So today. I didn't eat my last bit of chocolate Wednesday night after all, but this morning I decided that since I'd already exposed myself to the petri dish, and was also awake and rested early in the day, I might as well make a run to Trader Joe's to pick up a couple more bars, and a few other items I'm low on, so I did that. I got two giant chocolate bars, some lemonade, a quart of milk, a pint of whipping cream, bananas, and another six pack of beer, which is something I tend to compulsively buy at every chance. I thought about getting other things, like vegetables and maybe some cookies or some sort of frozen entree, but the place was pretty busy and I wanted to get the hell out of there, so I cut the visit short. I might arrange for a supermarket shopping trip in a few days anyway, as there are things i'm low on that I don't buy at TJ's.
On the way home (walking slowly in the late morning heat, since I didn't get my disorganized ass in gear and get out until almost eleven o'clock,) I passed by the storefront in the plaza that has been under development for a long time with a alcoholic beverage license application in the window. There were construction guys working in it today. They've actually gotten it close to complete now, but it turns out it won't be the sandwich shop or pizzeria or other such place I'd hoped it would be, but a branch of a Chico men's hair salon that serves beer and wine to its patrons— as if even backwater California wasn't metrosexual and weird enough already. This is a place where, when you see a biker gang, you don't know if they are actual bikers or just a bunch of dentists, accountants, plumbers, and schoolteachers and such on their day off, doing some biker LARPing.

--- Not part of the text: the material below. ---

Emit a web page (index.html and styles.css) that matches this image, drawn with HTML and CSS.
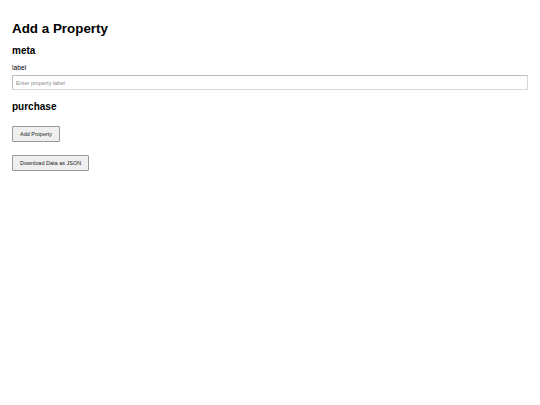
FILE: index.html
```html
<!DOCTYPE html>
<html>
<head>
<meta charset="utf-8">
<link rel="stylesheet" href="styles.css">
</head>
<body>
<div class="page">
  <h1 class="title">Add a Property</h1>
  <h2 class="section">meta</h2>
  <label class="field-label" for="label">label</label>
  <input class="field-input" id="label" type="text" placeholder="Enter property label">
  <h2 class="section section-purchase">purchase</h2>
  <div class="actions">
    <button class="btn">Add Property</button>
    <button class="btn">Download Data as JSON</button>
  </div>
</div>
</body>
</html>
```

FILE: styles.css
```css
html, body {
  margin: 0;
  padding: 0;
  background: #ffffff;
}
body {
  font-family: "Liberation Sans", Arial, sans-serif;
  color: #000;
}
.page {
  padding: 0 12px;
  display: flex;
  flex-direction: column;
  align-items: flex-start;
}
.title {
  font-size: 13.4px;
  line-height: 16px;
  font-weight: bold;
  margin: 21px 0 0;
}
.section {
  font-size: 10px;
  line-height: 12px;
  font-weight: bold;
  margin: 8px 0 0;
}
.section-purchase {
  margin-top: 11px;
}
.field-label {
  font-size: 6.7px;
  line-height: 8px;
  margin-top: 7px;
}
.field-input {
  box-sizing: border-box;
  width: 516px;
  height: 15px;
  margin: 3px 0 0;
  padding: 0 3px;
  font-family: "Liberation Sans", Arial, sans-serif;
  font-size: 5.6px;
  border: 1px solid #bdbdbd;
  border-bottom-color: #d6d6d6;
  border-right-color: #d6d6d6;
  border-radius: 1px;
  outline: none;
}
.field-input::placeholder {
  color: #8a8a8a;
}
.actions {
  display: flex;
  flex-direction: column;
  align-items: flex-start;
  gap: 13px;
  margin-top: 13px;
}
.btn {
  box-sizing: border-box;
  height: 16px;
  padding: 0 7px;
  font-family: "Liberation Sans", Arial, sans-serif;
  font-size: 5.5px;
  font-weight: normal;
  color: #222;
  background: #efefef;
  border: 1px solid #999;
  border-radius: 1px;
}
```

But I'm home now and thinking about having a late-ish lunch, or maybe another nap (because who wants to have a regular sleep schedule when they could court sleep chaos?) It's really, really, really hot again today, and what I'd really like is to be at the beach, but that ain't gonna happen. A tuna sandwich might be nice. Tuna comes out of the ocean, which touches the beach. Then I could sit in the blazing heat in the back yard for a while and pretend the noise from the freeway is the sound of surf. Desperate times call for pathetic measures.